Walker Cup wait for Peterson, Langley
ERIN, Wis.—John Peterson and Scott Langley have spent an entire summer waiting for a call from the USGA telling them they'd earned a spot on the 2011 U.S. Walker Cup team. The next two days, however, might be tougher than the last two months after each was knocked out in the third round of the 111th U.S. Amateur Friday morning. With no more holes to play, they'll both have to hope they've proven themselves worth of a pick.
Peterson has won both a prestigious amateur and college event in 2011, taking the Jones Cup title in February and the NCAA Championship in June. He nearly won at the Nationwide Tour's stop in Columbus in July, making a bogey on the last hole to finish second to __Harris English__. Still, when the USGA announced the first seven players to be picked for captain Jim Holtgrieve's, his name was missing.
"It's been on my mind the entire week," said Peterson, who won the 16th and 17th and take his match with Max Buckley to extra holes at Erin Hills GC, but missed an eight-foot birdie try to lose the match on the 19th. "It's been kind of tough to play. Hopefully I've showed I can fight pretty hard in a match and give them everything they need for the team."
Peterson and Buckley, a rising senior at SMU who had just three top-25 finishes this past season for the Mustangs, played solid golf during their round, making just three bogeys between them. Buckley, however, never gave Peterson an opportunity to build an momentum, making birdies on the first three hole to take a quick 3-up edge.
"He putted the ball really well," Peterson said. "I knew pretty quickly I was going to have to step it up if I wanted to win."
Which he proceeded to do by winning the fourth, sixth and seventh holes to get the match squared up, only to see Buckley birdie the eighth and 12th holes to take a 2-up lead.
A birdie by Peterson on the par-3 16th, after sticking his approach tight to the hole, cut into the lead, one he made disappear with a par to win the 17th.
After the two halved the 18th hole with pars, they returned to the first. Peterson hit his approach shot to 20 feet and looked to have the upper hand when Buckley's third, played from an awkward lie in the rough, rolled 20 feet from the hole. But in a textbook match play reversal, Buckley unexpectedly rolled in his putt and Peterson missed his.
For as well played a match as the Buckley/Peterson match was, Langley's third-round tilt with defending champion Peter Uihlein left a little to be desired. Both players struggled off the tee.
"I just couldn't find many fairways," Langley said. "You can't do that against a player of Pete's caliber."

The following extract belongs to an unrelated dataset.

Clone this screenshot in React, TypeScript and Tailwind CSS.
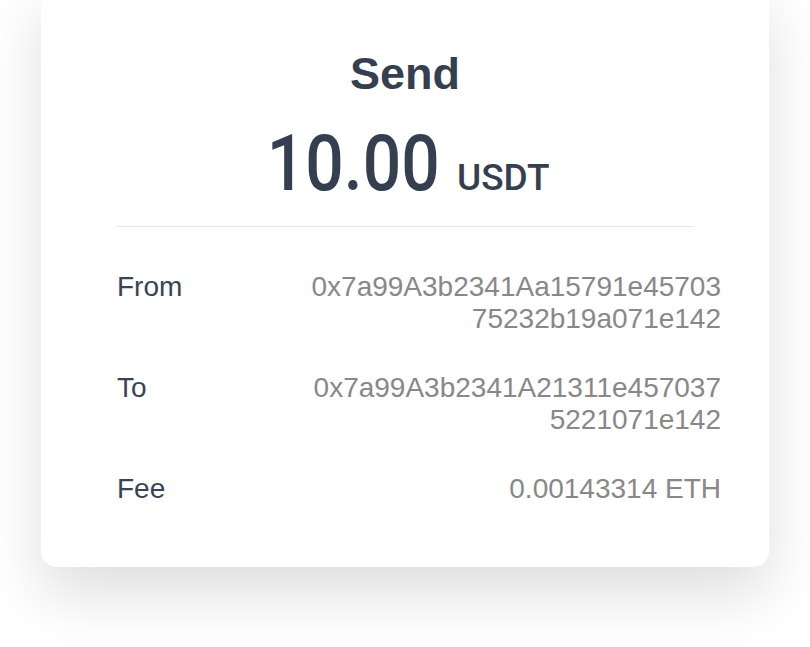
const rows = [
  { label: "From", value: "0x7a99A3b2341Aa15791e4570375232b19a071e142" },
  { label: "To", value: "0x7a99A3b2341A21311e4570375221071e142" },
  { label: "Fee", value: "0.00143314 ETH" },
];

const App = () => {
  return (
    <div className="min-h-[647px] bg-white overflow-hidden font-['Liberation_Sans',Arial,sans-serif]">
      <div className="mx-auto -mt-5 w-[728px] rounded-2xl bg-white pt-[68px] pb-[62px] shadow-[0_28px_60px_rgba(0,0,0,0.13)]">
        <h1 className="text-center text-[45px] leading-[52px] font-bold text-[#363f50]">Send</h1>

        <div className="mt-6 flex h-[80px] items-baseline justify-center pl-[6px] text-[#363f50] font-['Roboto',sans-serif]">
          <span className="-mx-3 inline-block scale-x-[0.88] text-[77px] leading-[80px] font-medium">10.00</span>
          <span className="ml-[18px] text-[37px] leading-[40px] font-medium">USDT</span>
        </div>

        <div className="mx-[75px] mt-[22px] h-px bg-[#e8e8ea]" />

        <div className="mt-[44px] flex flex-col gap-[37px] pl-[76px] pr-[48px]">
          {rows.map((r) => (
            <div key={r.label} className="flex justify-between text-[28px] leading-[32px]">
              <span className="text-[#3a4356]">{r.label}</span>
              <span className="w-[416px] text-right break-all text-[#888888]">{r.value}</span>
            </div>
          ))}
        </div>
      </div>
    </div>
  );
};

export default App;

Langley found himself 3 down after seven holes, but crawled back into the match, eventually squaring it on the 11th hole. From there, however, Langley made three bogeys and a double, losing 2 and 1.
At the start of 2011, Langley seemed to be a lock to make Walker Cup team, Langley and Holtgrieve both being natives of St. Louis. After winning the 2010 NCAA championship and sharing low amateur honors at the U.S. Open, the 22-year-old Illinois collegian reached the quarterfinals of the 2010 U.S. Amateur at Chambers Bay.
Yet in the spring of 2011, Langley's swing sudden disappeared and his results left lots to be desired. Langley admits falling into bad habits by moving in his swing while trying to hit low shots in the wind.
After graduation in May and a T-129 finish at NCAAs, Langley moved to Florida, where be rededicated his efforts to fixing things. At the Western Amateur last month, Langley said he finally felt as if things were starting to turn around.
Still, he knew that this week's championship would be critical if he were to justify using a pick on him. "I wanted to come into this week and give them a good reason to pick me. And I feel like i did that," Langley said. "I needed to step up and I did. It would have been great to beat Peter today. Obviously I wanted to. I think it would have helped my chances. But I'm happy with what I did. To come back from what I did this summer and do this here means more to me, whether or not I make the team."
Unlike Peterson and Langley, Jordan Spieth has another match to try to prove to the selection committee that he too is deserving of being selected for the team. The 18-year-old from Dallas took out Ben Geyer, 7 and 5, in the third round to advance to Friday afternoon's quarterfinals.
Spieth was runner-up to Peterson at the Jones Cup in February and fifth at the Azalea, but had no other top finishes in amateur events this summer. He did, however, claim the U.S. Junior title for the second time in his career, becoming just the second player to win the championship multiple times.
"I know the pressure is on," Spieth said Thursday after winning his second round match against Lee Bedford. "I know if I win it I'll be selected, so I'm just going to try and do that."
When 26-year-old Bobby Leopold lost on the 19th hole against Jordan Russell in their third round match, it guaranteed that a mid-amateur would not reach the quarterfinals for a fifth straight year, extending the longest streak in the championship's history in which a mid-am has failed to reach the final eight. The last mid-am to be a quarterfinalist was Trip Kuehne in 2006 at Hazeltine National.
The previous longest streak without a mid-am in the quarters? Just two years, most recently happening in 2001-02.